The Chamber's report is partly a response to two recent lawsuits that could signal the advent of many more.

A San Francisco lawyer filed suit against Kraft Foods over the ingredients of Oreo cookies, then withdrew the claim. Another case brought by obese kids against McDonald's is still in court.

The food industry is responding to the growing legal challenge on several fronts, reports the Times.

Kraft has said it will reduce the size of its snacks and stop marketing in schools.

But the industry-backed Center for Consumer Freedom has mounted a $100,000 advertising campaign depicting the suits as "lawyers latest cash cow."

And a Republican congressman from Florida, Ric Keller, has introduced a bill shielding restaurants from lawsuits unless they've broken a specific law.
According to The Times, lawsuits against fast food would adopt a similar approach to that used against tobacco firms: targeting the way companies marketed their products.

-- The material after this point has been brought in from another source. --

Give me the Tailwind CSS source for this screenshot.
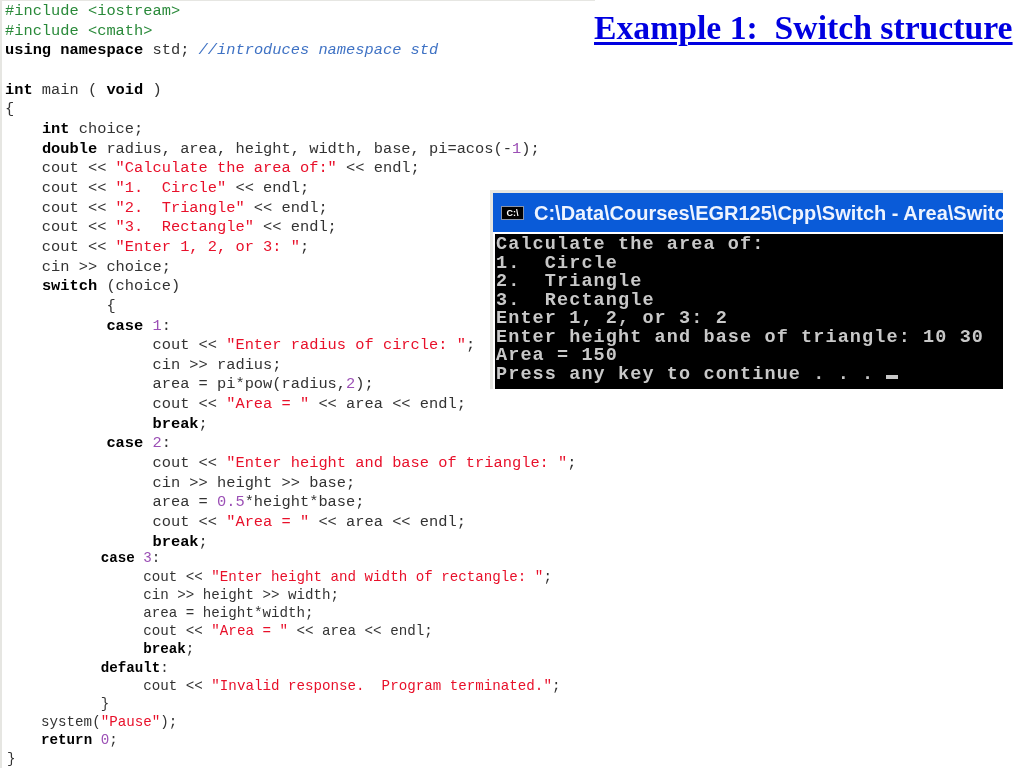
<!DOCTYPE html>
<html lang="en">
<head>
<meta charset="UTF-8">
<title>Example 1: Switch structure</title>
<script src="https://cdn.jsdelivr.net/npm/@tailwindcss/browser@4"></script>
</head>
<body class="bg-white">
<div class="flex w-[1024px] h-[768px] overflow-hidden">
  <!-- source listing, long lines run under the right column -->
  <div class="w-[490px] shrink-0 h-[768px] pt-[1px] border-t border-l-2 border-[#e6e6e2] text-[#333] font-['Liberation_Mono',monospace] blur-[0.4px]">
<pre class="pl-[3px] text-[15.37px] leading-[19.65px] font-['Liberation_Mono',monospace]"><span class="text-[#2a8a3a]">#include &lt;iostream&gt;</span>
<span class="text-[#2a8a3a]">#include &lt;cmath&gt;</span>
<b class="text-black">using namespace</b> std; <i class="text-[#3f72c4]">//introduces namespace std</i>

<b class="text-black">int</b> main ( <b class="text-black">void</b> )
{
    <b class="text-black">int</b> choice;
    <b class="text-black">double</b> radius, area, height, width, base, pi=acos(-<span class="text-[#9b4fb5]">1</span>);
    cout &lt;&lt; <span class="text-[#e8102a]">"Calculate the area of:"</span> &lt;&lt; endl;
    cout &lt;&lt; <span class="text-[#e8102a]">"1.  Circle"</span> &lt;&lt; endl;
    cout &lt;&lt; <span class="text-[#e8102a]">"2.  Triangle"</span> &lt;&lt; endl;
    cout &lt;&lt; <span class="text-[#e8102a]">"3.  Rectangle"</span> &lt;&lt; endl;
    cout &lt;&lt; <span class="text-[#e8102a]">"Enter 1, 2, or 3: "</span>;
    cin &gt;&gt; choice;
    <b class="text-black">switch</b> (choice)
           {
           <b class="text-black">case</b> <span class="text-[#9b4fb5]">1</span>:
                cout &lt;&lt; <span class="text-[#e8102a]">"Enter radius of circle: "</span>;
                cin &gt;&gt; radius;
                area = pi*pow(radius,<span class="text-[#9b4fb5]">2</span>);
                cout &lt;&lt; <span class="text-[#e8102a]">"Area = "</span> &lt;&lt; area &lt;&lt; endl;
                <b class="text-black">break</b>;
           <b class="text-black">case</b> <span class="text-[#9b4fb5]">2</span>:
                cout &lt;&lt; <span class="text-[#e8102a]">"Enter height and base of triangle: "</span>;
                cin &gt;&gt; height &gt;&gt; base;
                area = <span class="text-[#9b4fb5]">0.5</span>*height*base;
                cout &lt;&lt; <span class="text-[#e8102a]">"Area = "</span> &lt;&lt; area &lt;&lt; endl;
                <b class="text-black">break</b>;</pre>
<pre class="pl-[5px] mt-[-3px] text-[14.2px] leading-[18.2px] font-['Liberation_Mono',monospace]">           <b class="text-black">case</b> <span class="text-[#9b4fb5]">3</span>:
                cout &lt;&lt; <span class="text-[#e8102a]">"Enter height and width of rectangle: "</span>;
                cin &gt;&gt; height &gt;&gt; width;
                area = height*width;
                cout &lt;&lt; <span class="text-[#e8102a]">"Area = "</span> &lt;&lt; area &lt;&lt; endl;
                <b class="text-black">break</b>;
           <b class="text-black">default</b>:
                cout &lt;&lt; <span class="text-[#e8102a]">"Invalid response.  Program terminated."</span>;
           }
    system(<span class="text-[#e8102a]">"Pause"</span>);
    <b class="text-black">return</b> <span class="text-[#9b4fb5]">0</span>;
}</pre>
  </div>

  <div class="flex-1 min-w-0">
    <div class="h-[190px]">
      <div class="w-[105px] h-px bg-[#e6e6e2]"></div>
      <h1 class="pl-[104px] pt-[7px] text-[33.7px] leading-[40px] font-bold whitespace-pre text-[#0000e0] underline decoration-[3px] underline-offset-[3px] font-['Liberation_Serif',serif] blur-[0.3px]">Example 1:  Switch structure</h1>
    </div>
    <!-- console window -->
    <div class="w-[513px] bg-[#e6e6e2] pl-[3px] pt-[3px]">
      <div class="bg-[#0a5bd8] h-[39px] flex items-center pl-[8px] overflow-hidden blur-[0.4px]">
        <div class="w-[23px] h-[14px] bg-black border border-[#8a94a8] text-white text-[9px] leading-[12px] font-bold text-center font-['Liberation_Sans',sans-serif] shrink-0">C:\</div>
        <span class="ml-[10px] text-[20px] text-[#eef4ff] font-bold whitespace-pre font-['Liberation_Sans',sans-serif]">C:\Data\Courses\EGR125\Cpp\Switch - Area\Switch</span>
      </div>
      <div class="bg-white pt-[2px] pl-[2px]">
        <pre class="h-[155px] bg-black text-[#c8c8c8] font-bold text-[18.5px] tracking-[1.1px] leading-[18.5px] pl-[1px] pt-[2px] overflow-hidden font-['Liberation_Mono',monospace] blur-[0.4px]">Calculate the area of:
1.  Circle
2.  Triangle
3.  Rectangle
Enter 1, 2, or 3: 2
Enter height and base of triangle: 10 30
Area = 150
Press any key to continue . . . <span class="inline-block w-[12px] h-[4px] bg-[#c8c8c8] align-baseline"></span></pre>
      </div>
    </div>
  </div>
</div>
</body>
</html>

"There's no question that their marketing ploys have contributed" to the obesity problem, Richard Daynard, an attorney and president of the Tobacco Products Liability Project, told the newspaper.

And as in the tobacco suit, lawyers may claim that fast food can be addictive, using new research published by New Scientist magazine in February suggesting fats and sugars might have addictive qualities similar to nicotine or heroin.